My District Manager came in, took one look at Car Repair manuals next to Novels next to books on Knitting but ALL WITH RED COVERS surrounded by cardboard hearts and he ran back out to his car to get his camera.

That’s the type of thinking we want to see Mike!,” he told me.

I banged a big red American Heritage dictionary against my head.

This is Walden’s, Mike”, he would say, “Not Border’s.

The really funny part of this story is that after I was asked to leave the employ of company, another long story, Walden’s relocated it’s headquarters from Stamford, CT to ANN ARBOR and then bought out Border’s and in an effort to change the brand, changed the name of the Company TO Border’s Books!

In the end I guess I won.

To read Booksellers are about as uncommercial a breed of people as it’s possible to come across is a tonic to my soul.

Some where I have a book, I think it’s an autographed copy of Lake Wobegone by Garrison Keillor.

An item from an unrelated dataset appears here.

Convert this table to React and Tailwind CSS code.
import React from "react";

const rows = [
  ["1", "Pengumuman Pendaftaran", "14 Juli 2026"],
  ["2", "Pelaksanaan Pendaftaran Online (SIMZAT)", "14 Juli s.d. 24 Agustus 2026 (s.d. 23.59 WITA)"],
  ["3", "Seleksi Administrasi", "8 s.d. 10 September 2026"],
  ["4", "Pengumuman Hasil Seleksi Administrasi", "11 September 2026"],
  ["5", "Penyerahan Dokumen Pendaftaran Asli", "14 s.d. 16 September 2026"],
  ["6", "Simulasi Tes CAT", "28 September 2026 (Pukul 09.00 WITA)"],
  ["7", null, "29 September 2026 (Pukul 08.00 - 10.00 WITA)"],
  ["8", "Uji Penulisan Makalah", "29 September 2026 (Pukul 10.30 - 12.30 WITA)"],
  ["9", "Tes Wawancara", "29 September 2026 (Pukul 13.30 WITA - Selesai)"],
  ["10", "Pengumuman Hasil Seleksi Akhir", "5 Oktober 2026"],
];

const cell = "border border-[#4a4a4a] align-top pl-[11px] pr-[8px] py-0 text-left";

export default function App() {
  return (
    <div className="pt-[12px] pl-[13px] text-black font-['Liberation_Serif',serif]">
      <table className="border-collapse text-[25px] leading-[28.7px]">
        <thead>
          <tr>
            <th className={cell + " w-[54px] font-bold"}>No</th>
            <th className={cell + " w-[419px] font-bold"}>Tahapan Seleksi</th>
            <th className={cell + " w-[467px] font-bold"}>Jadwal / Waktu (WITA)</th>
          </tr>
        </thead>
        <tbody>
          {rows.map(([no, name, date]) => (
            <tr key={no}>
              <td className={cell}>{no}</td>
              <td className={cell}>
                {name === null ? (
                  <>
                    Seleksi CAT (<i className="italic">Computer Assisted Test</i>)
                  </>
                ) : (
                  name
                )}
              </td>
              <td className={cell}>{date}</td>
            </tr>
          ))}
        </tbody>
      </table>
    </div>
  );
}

It was picked up for me by a Waldenbooks Regional Vice President.

Her office was in Ann Arbor and I got to know her when I worked at the Walden’s in Ann Arbor when I was in College.

I was allowed to switch back and forth between Grand Rapids, where I lived and Ann Arbor.

I would have long talks with this VP on bookselling as a calling and she would explain bookselling as a business.

She knew I liked Keillor and arranged to get an autographed copy when he made an appearance at some other Walden’s.

Inscribed above the author’s autograph was this sentiment.

To the most un-corporate person I know.”

And she signed it.

When James Thurber’s dog Mugg’s (The Dog that Bit People) died, he writes, “Mother wanted to bury him in the family lot under a marble stone with some such inscription as “Flights of angels sing thee to thy rest” but we persuaded her it was against the law. In the end we just put up a smooth board above his grave along a lonely road. On the board I wrote with an indelible pencil “Cave Canem.” Mother was quite pleased with the simple classic dignity of the old Latin epitaph.

To the most un-corporate person I know.

Should I have a tombstone someday, I would be quite pleased with the simple classic dignity of that sentiment.